# [PROVIDED DATA]
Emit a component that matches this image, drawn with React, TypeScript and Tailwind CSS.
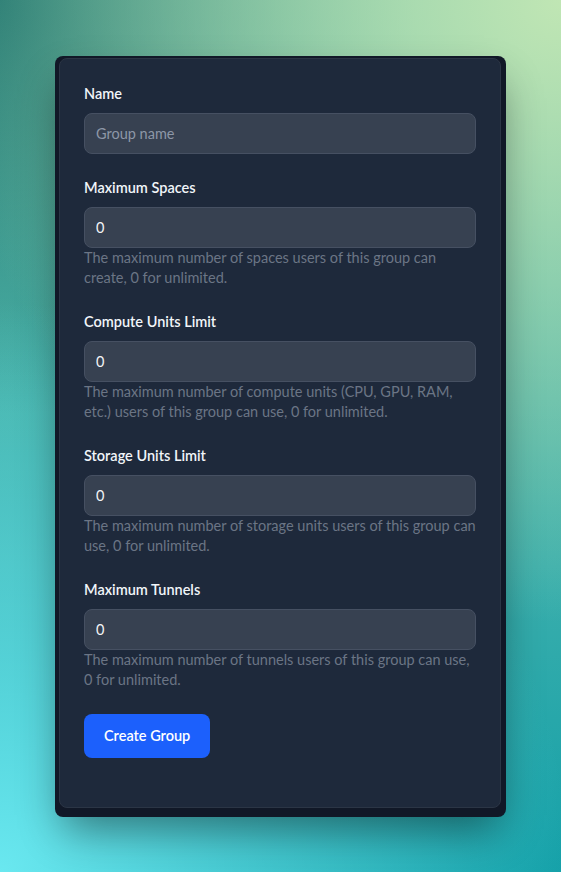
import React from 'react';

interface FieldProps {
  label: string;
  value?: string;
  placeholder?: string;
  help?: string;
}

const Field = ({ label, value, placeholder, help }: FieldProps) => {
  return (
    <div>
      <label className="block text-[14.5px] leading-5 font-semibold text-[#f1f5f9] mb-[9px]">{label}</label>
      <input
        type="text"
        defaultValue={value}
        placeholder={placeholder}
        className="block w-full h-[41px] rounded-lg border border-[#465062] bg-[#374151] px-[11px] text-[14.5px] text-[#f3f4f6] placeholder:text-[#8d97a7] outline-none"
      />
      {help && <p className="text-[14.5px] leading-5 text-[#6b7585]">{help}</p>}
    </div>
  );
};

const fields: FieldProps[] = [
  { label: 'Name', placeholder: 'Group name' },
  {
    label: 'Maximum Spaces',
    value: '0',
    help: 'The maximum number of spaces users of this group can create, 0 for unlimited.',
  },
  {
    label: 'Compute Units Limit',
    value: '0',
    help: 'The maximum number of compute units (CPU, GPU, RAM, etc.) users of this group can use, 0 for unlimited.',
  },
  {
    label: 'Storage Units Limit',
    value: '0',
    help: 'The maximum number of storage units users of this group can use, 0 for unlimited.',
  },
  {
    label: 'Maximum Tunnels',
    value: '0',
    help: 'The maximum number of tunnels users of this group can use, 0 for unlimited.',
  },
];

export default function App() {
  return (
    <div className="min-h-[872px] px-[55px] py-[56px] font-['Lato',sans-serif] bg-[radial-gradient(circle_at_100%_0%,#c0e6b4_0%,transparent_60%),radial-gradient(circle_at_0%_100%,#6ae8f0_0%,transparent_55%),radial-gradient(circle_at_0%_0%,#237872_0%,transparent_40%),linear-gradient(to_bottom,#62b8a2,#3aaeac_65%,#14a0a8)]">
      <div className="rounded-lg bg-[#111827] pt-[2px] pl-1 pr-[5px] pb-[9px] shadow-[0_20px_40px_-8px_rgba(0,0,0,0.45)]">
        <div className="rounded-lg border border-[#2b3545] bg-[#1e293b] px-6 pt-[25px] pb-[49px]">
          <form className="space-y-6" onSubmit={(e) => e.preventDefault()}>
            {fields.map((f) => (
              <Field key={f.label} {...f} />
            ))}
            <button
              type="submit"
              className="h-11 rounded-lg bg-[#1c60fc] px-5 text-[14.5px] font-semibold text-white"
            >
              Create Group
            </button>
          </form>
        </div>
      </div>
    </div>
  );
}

# [THE TASK]
Without the pictures, write out the whole listing above exactly as it appears.

# [REPLY]
Emit a component that matches this image, drawn with React, TypeScript and Tailwind CSS.
import React from 'react';

interface FieldProps {
  label: string;
  value?: string;
  placeholder?: string;
  help?: string;
}

const Field = ({ label, value, placeholder, help }: FieldProps) => {
  return (
    <div>
      <label className="block text-[14.5px] leading-5 font-semibold text-[#f1f5f9] mb-[9px]">{label}</label>
      <input
        type="text"
        defaultValue={value}
        placeholder={placeholder}
        className="block w-full h-[41px] rounded-lg border border-[#465062] bg-[#374151] px-[11px] text-[14.5px] text-[#f3f4f6] placeholder:text-[#8d97a7] outline-none"
      />
      {help && <p className="text-[14.5px] leading-5 text-[#6b7585]">{help}</p>}
    </div>
  );
};

const fields: FieldProps[] = [
  { label: 'Name', placeholder: 'Group name' },
  {
    label: 'Maximum Spaces',
    value: '0',
    help: 'The maximum number of spaces users of this group can create, 0 for unlimited.',
  },
  {
    label: 'Compute Units Limit',
    value: '0',
    help: 'The maximum number of compute units (CPU, GPU, RAM, etc.) users of this group can use, 0 for unlimited.',
  },
  {
    label: 'Storage Units Limit',
    value: '0',
    help: 'The maximum number of storage units users of this group can use, 0 for unlimited.',
  },
  {
    label: 'Maximum Tunnels',
    value: '0',
    help: 'The maximum number of tunnels users of this group can use, 0 for unlimited.',
  },
];

export default function App() {
  return (
    <div className="min-h-[872px] px-[55px] py-[56px] font-['Lato',sans-serif] bg-[radial-gradient(circle_at_100%_0%,#c0e6b4_0%,transparent_60%),radial-gradient(circle_at_0%_100%,#6ae8f0_0%,transparent_55%),radial-gradient(circle_at_0%_0%,#237872_0%,transparent_40%),linear-gradient(to_bottom,#62b8a2,#3aaeac_65%,#14a0a8)]">
      <div className="rounded-lg bg-[#111827] pt-[2px] pl-1 pr-[5px] pb-[9px] shadow-[0_20px_40px_-8px_rgba(0,0,0,0.45)]">
        <div className="rounded-lg border border-[#2b3545] bg-[#1e293b] px-6 pt-[25px] pb-[49px]">
          <form className="space-y-6" onSubmit={(e) => e.preventDefault()}>
            {fields.map((f) => (
              <Field key={f.label} {...f} />
            ))}
            <button
              type="submit"
              className="h-11 rounded-lg bg-[#1c60fc] px-5 text-[14.5px] font-semibold text-white"
            >
              Create Group
            </button>
          </form>
        </div>
      </div>
    </div>
  );
}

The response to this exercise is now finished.